Work through the data and report how many lines include the string "React", giving the number alone.

====== GIVEN DATA

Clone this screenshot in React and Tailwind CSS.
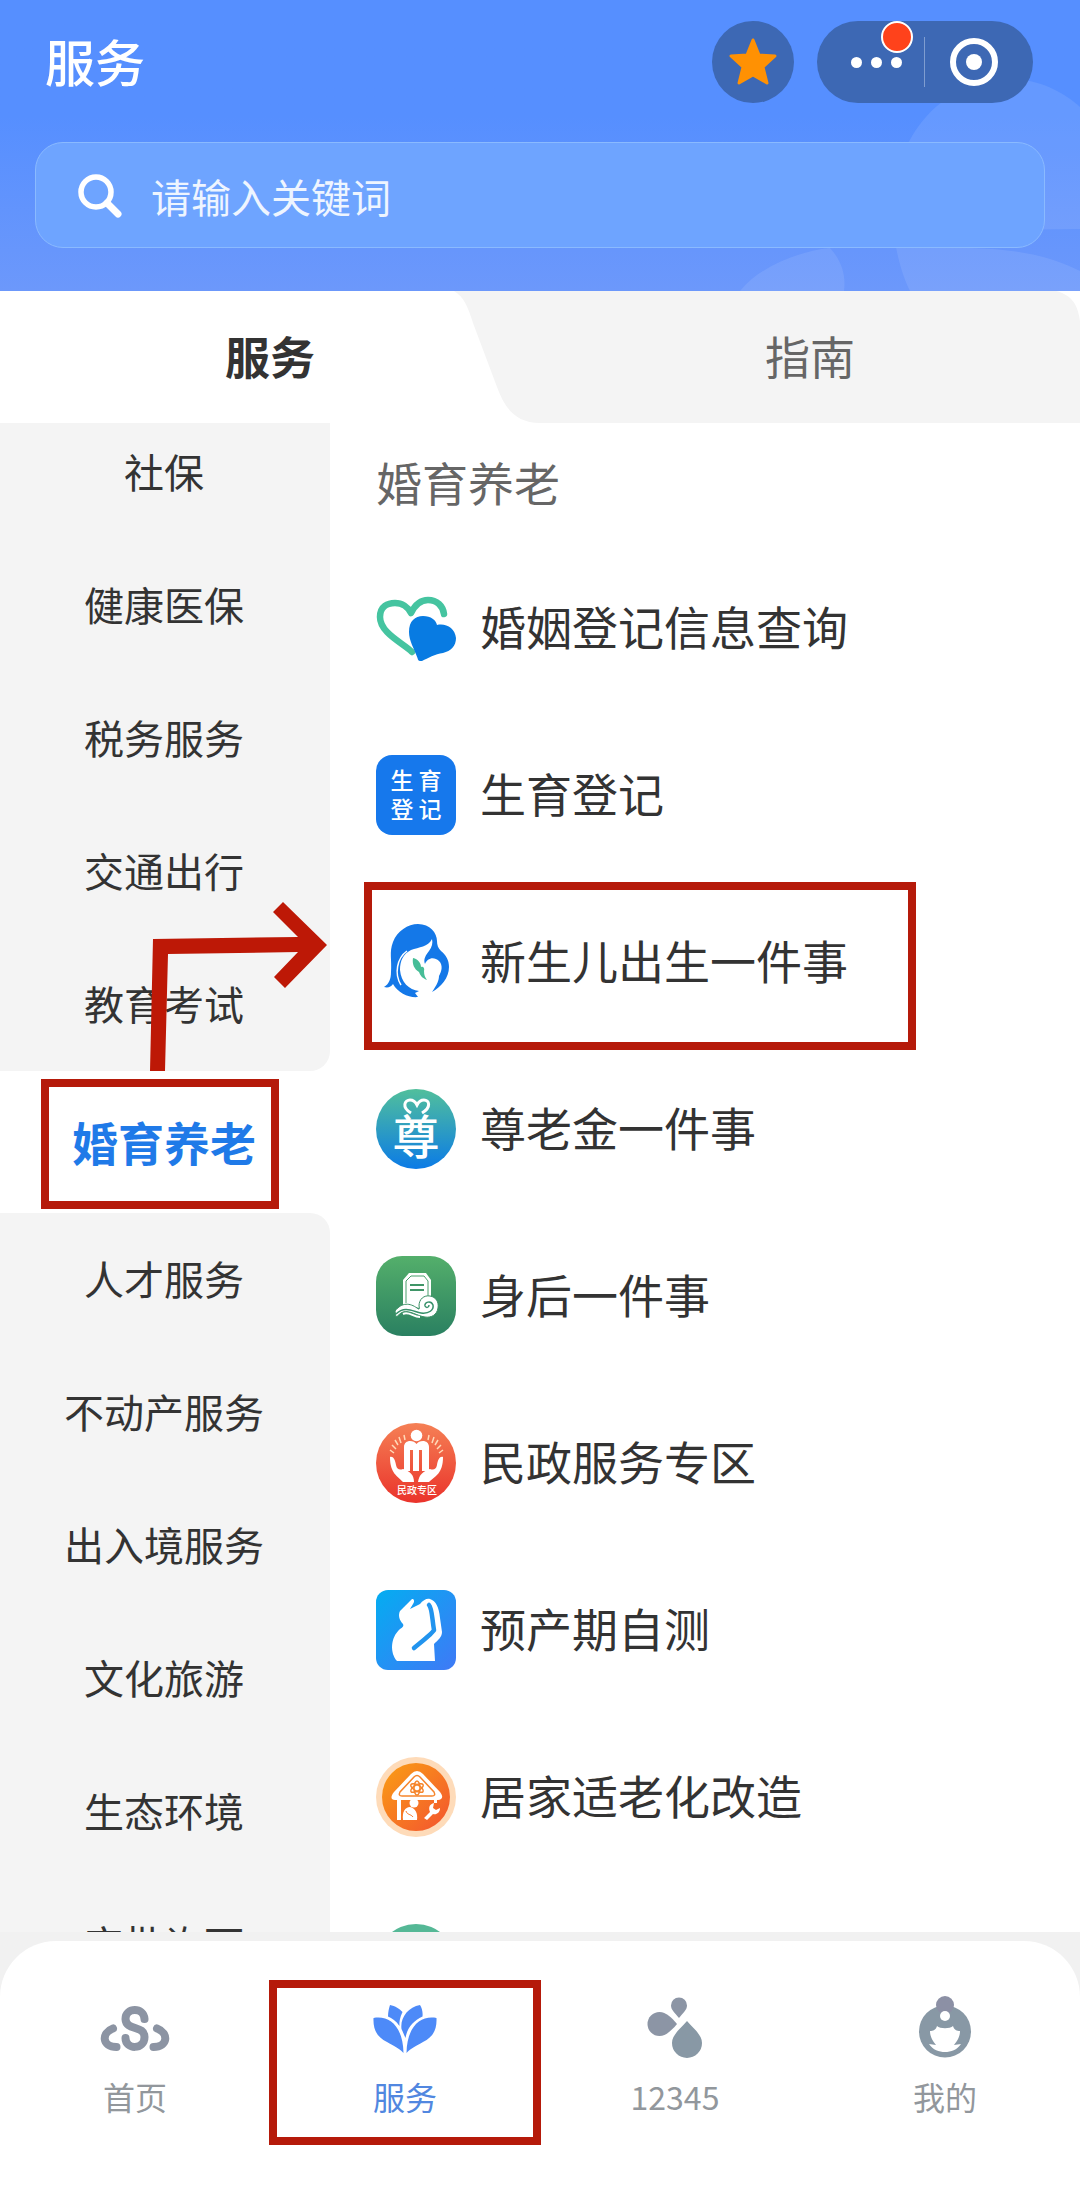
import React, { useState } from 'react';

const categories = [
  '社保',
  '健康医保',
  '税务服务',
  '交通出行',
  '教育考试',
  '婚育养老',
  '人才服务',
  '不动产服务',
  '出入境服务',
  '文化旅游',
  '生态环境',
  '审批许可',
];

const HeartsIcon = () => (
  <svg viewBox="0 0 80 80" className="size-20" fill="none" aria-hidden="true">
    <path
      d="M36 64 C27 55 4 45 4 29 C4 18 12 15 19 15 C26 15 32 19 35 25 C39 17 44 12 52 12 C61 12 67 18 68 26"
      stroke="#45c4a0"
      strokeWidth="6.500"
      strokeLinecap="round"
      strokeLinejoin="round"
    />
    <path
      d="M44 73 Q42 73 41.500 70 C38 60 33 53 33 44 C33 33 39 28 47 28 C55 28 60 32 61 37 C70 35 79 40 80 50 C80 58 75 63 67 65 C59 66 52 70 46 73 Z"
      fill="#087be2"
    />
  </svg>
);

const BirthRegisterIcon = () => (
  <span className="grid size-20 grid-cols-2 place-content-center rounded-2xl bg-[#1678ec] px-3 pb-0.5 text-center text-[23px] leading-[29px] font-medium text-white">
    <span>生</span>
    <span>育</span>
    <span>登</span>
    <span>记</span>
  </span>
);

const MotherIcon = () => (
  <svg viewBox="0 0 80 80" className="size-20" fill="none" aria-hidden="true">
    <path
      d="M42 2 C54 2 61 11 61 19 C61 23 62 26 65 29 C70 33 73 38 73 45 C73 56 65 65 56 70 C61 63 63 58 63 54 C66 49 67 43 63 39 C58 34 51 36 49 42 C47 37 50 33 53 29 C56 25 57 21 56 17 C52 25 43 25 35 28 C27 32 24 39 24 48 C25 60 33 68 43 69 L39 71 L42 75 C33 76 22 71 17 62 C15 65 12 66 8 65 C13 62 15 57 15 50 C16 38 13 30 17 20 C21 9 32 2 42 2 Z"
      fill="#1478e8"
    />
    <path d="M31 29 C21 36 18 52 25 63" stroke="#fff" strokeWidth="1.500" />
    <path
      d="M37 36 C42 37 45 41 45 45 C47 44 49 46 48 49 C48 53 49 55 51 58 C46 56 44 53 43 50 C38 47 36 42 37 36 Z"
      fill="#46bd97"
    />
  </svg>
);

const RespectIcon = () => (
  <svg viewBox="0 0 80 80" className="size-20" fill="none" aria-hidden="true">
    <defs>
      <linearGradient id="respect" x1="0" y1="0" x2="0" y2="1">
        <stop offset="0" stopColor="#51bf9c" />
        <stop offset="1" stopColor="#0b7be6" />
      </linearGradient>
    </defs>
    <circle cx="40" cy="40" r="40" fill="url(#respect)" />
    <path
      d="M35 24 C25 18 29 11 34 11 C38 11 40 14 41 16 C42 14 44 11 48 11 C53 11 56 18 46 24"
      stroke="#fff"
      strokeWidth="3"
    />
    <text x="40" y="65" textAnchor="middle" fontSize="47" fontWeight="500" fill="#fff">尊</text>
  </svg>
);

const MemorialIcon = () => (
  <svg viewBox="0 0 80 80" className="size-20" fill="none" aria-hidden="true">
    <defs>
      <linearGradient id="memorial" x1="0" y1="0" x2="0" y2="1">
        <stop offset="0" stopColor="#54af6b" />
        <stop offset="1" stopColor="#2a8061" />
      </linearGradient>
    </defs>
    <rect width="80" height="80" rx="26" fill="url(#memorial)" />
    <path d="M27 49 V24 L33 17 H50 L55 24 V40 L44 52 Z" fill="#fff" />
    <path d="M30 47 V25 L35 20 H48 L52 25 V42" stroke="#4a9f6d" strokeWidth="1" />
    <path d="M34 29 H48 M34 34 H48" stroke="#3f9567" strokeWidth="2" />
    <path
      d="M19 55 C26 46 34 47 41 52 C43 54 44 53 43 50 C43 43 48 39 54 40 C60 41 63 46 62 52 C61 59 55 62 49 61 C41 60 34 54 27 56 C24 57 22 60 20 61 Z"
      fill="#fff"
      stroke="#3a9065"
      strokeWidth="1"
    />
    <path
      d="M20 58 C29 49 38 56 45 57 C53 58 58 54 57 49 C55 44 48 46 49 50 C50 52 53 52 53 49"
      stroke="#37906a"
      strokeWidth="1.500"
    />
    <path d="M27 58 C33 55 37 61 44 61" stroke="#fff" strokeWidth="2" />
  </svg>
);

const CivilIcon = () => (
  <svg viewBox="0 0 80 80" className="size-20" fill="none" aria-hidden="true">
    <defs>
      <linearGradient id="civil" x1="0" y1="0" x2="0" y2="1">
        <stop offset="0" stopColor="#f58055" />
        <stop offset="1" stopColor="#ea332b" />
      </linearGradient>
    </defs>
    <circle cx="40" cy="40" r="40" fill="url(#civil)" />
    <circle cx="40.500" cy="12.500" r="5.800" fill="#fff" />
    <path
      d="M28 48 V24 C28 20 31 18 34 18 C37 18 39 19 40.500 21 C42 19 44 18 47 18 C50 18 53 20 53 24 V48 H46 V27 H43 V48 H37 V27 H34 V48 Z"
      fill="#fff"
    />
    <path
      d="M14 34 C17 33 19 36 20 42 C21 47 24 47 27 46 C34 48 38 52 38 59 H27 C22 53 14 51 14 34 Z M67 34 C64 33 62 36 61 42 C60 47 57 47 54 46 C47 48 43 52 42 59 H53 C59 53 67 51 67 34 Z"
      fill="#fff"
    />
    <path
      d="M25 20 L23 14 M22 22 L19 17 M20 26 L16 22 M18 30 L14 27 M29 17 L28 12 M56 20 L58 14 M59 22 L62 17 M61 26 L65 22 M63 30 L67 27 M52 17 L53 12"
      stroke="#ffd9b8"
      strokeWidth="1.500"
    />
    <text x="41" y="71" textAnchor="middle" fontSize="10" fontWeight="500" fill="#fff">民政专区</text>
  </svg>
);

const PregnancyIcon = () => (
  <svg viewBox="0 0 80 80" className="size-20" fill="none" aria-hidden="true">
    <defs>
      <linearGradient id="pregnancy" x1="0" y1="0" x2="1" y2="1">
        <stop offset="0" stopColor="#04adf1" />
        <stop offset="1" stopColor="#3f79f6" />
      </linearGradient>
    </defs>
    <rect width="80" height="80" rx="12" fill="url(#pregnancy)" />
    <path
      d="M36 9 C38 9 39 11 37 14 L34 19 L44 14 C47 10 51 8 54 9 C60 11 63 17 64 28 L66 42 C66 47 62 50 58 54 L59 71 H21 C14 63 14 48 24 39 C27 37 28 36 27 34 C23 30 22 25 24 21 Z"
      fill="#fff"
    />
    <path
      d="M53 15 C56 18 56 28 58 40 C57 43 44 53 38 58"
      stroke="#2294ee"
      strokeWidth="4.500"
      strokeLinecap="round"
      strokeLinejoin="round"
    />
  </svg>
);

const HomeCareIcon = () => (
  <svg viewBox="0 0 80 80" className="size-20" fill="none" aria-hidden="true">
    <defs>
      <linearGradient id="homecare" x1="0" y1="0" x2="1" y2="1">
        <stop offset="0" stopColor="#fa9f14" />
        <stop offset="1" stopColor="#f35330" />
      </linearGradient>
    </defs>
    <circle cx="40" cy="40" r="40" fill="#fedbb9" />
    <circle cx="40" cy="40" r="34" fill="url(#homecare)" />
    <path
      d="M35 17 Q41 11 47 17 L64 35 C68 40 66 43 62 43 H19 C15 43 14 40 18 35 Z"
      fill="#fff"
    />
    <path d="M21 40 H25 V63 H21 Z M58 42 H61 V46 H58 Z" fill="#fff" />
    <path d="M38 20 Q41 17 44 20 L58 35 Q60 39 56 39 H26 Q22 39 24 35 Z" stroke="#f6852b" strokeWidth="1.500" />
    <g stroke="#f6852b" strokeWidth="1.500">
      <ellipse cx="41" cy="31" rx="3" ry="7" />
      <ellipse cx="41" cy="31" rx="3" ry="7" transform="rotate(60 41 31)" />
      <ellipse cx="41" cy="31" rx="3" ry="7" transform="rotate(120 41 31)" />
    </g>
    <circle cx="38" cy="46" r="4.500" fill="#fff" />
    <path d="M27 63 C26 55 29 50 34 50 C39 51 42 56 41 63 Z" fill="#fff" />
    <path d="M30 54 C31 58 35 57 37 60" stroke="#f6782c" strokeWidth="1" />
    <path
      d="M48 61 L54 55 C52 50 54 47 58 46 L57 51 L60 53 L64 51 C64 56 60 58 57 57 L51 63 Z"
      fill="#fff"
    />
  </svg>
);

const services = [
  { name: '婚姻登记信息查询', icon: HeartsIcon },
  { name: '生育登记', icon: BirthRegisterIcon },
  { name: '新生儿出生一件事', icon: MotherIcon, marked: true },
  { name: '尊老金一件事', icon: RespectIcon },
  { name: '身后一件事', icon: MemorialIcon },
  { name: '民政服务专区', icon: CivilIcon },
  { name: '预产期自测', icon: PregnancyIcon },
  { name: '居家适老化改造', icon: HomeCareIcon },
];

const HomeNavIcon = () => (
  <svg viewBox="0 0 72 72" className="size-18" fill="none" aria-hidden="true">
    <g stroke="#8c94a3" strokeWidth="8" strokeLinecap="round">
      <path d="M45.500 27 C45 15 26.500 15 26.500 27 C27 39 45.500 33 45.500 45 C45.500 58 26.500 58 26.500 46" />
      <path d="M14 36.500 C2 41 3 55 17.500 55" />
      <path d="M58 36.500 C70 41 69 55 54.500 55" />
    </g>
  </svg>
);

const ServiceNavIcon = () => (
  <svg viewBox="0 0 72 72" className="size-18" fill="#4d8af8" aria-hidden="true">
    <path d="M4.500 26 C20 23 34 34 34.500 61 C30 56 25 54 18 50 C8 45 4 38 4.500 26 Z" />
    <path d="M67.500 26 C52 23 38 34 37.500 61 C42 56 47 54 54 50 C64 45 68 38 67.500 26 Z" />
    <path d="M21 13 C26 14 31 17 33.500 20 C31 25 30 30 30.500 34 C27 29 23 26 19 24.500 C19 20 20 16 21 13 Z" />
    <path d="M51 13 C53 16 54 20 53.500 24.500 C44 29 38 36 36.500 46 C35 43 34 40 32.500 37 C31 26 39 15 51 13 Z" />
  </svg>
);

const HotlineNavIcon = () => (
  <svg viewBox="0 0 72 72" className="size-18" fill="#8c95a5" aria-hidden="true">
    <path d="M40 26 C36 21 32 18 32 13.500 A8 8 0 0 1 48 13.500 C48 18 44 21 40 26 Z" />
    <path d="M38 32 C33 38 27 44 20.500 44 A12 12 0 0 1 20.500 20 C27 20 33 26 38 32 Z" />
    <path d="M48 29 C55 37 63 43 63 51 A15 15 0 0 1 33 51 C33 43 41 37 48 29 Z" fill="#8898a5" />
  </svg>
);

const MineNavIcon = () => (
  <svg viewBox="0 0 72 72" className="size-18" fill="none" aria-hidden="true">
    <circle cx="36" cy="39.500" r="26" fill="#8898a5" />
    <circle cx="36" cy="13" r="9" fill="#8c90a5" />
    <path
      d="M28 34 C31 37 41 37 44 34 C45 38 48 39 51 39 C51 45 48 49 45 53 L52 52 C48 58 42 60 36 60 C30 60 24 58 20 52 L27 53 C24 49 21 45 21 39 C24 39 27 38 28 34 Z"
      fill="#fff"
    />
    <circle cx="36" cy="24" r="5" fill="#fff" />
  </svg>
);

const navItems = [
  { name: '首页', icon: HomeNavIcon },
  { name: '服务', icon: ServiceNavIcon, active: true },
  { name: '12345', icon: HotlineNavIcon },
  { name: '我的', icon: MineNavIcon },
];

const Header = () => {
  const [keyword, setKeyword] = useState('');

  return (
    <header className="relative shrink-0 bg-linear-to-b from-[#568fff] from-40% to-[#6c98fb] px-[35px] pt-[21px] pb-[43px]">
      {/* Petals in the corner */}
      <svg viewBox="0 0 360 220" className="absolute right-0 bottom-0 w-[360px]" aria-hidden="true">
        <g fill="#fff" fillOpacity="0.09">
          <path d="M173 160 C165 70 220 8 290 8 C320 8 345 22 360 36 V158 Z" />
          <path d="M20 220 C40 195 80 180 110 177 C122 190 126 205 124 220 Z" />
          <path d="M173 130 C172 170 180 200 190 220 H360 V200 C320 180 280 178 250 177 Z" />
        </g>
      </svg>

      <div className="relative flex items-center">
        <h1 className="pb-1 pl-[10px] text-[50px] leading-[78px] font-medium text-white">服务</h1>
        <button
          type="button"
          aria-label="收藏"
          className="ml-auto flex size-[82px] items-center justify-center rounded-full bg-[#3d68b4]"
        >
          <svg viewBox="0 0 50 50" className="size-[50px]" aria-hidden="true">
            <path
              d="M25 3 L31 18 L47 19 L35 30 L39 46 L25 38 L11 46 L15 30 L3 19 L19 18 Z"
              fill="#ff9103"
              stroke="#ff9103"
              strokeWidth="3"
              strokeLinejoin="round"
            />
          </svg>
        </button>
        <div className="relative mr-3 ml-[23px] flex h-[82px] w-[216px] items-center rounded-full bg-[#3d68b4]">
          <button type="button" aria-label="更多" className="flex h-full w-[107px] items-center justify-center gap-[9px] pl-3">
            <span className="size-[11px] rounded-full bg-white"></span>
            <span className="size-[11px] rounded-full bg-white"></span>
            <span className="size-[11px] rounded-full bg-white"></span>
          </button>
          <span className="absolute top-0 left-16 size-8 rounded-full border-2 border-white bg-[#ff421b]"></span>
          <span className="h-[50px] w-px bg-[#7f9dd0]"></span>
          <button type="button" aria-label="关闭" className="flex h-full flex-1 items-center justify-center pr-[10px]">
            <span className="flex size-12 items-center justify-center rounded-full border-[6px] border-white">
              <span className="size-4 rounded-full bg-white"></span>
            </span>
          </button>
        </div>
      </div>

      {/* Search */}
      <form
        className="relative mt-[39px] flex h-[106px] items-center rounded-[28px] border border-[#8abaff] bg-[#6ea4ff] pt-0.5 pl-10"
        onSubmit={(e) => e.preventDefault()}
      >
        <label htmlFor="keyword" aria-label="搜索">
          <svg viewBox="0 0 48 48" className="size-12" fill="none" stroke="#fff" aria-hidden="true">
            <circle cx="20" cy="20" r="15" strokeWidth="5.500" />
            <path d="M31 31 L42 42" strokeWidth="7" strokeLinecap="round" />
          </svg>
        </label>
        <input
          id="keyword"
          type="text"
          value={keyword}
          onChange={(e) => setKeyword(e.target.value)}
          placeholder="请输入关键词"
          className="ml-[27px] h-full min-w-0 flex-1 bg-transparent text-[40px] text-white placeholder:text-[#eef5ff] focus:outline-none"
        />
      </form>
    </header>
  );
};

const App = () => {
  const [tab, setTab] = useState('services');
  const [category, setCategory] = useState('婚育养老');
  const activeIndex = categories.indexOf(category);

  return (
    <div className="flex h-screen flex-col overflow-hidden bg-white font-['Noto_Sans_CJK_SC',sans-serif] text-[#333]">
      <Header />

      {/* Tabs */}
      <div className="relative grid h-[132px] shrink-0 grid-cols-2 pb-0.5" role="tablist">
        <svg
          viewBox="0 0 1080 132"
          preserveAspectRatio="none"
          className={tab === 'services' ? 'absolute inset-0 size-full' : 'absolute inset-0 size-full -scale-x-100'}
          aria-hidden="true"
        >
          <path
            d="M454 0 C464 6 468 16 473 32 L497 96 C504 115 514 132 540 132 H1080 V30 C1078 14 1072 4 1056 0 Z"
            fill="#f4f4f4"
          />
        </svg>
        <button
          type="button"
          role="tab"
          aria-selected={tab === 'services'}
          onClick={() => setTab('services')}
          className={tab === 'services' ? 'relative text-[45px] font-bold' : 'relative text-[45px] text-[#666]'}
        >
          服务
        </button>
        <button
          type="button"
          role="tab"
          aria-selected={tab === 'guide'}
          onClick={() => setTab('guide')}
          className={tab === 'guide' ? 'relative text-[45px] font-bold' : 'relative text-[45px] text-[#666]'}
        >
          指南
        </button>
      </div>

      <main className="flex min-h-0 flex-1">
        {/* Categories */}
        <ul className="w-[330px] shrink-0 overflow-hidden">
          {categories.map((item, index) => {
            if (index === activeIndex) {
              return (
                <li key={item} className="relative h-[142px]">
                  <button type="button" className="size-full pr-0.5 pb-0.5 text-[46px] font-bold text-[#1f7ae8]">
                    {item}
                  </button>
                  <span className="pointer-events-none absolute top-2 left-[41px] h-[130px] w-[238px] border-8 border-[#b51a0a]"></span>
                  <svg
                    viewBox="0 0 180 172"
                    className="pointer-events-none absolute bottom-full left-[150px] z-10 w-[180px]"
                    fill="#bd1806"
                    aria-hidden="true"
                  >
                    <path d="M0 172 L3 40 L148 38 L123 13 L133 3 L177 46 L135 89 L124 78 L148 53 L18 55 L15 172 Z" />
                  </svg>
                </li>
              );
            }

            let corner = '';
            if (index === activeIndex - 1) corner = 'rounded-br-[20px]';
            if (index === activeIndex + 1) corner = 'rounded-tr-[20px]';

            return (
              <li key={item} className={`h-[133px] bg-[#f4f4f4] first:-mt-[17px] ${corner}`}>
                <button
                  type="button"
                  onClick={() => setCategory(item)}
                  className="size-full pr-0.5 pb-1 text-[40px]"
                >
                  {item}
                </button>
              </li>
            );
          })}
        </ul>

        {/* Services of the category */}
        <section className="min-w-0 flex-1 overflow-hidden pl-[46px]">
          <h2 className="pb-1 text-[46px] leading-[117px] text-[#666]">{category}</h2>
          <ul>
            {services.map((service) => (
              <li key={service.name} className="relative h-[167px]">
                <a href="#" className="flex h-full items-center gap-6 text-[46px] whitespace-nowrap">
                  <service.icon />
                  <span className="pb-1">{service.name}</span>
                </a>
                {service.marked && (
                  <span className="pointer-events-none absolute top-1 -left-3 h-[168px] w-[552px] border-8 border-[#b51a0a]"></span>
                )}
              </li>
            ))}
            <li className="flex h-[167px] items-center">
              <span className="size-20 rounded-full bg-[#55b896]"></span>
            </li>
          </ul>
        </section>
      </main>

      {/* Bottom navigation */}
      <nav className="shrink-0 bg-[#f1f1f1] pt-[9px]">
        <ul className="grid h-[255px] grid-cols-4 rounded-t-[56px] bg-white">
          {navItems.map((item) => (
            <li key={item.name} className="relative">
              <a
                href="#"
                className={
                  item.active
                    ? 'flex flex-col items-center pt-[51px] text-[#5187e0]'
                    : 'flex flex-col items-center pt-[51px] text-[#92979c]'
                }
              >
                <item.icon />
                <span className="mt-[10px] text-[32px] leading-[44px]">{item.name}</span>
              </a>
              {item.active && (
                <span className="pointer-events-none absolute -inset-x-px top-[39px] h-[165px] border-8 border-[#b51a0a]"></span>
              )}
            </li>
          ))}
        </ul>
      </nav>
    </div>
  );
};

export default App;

============

### SOLUTION
2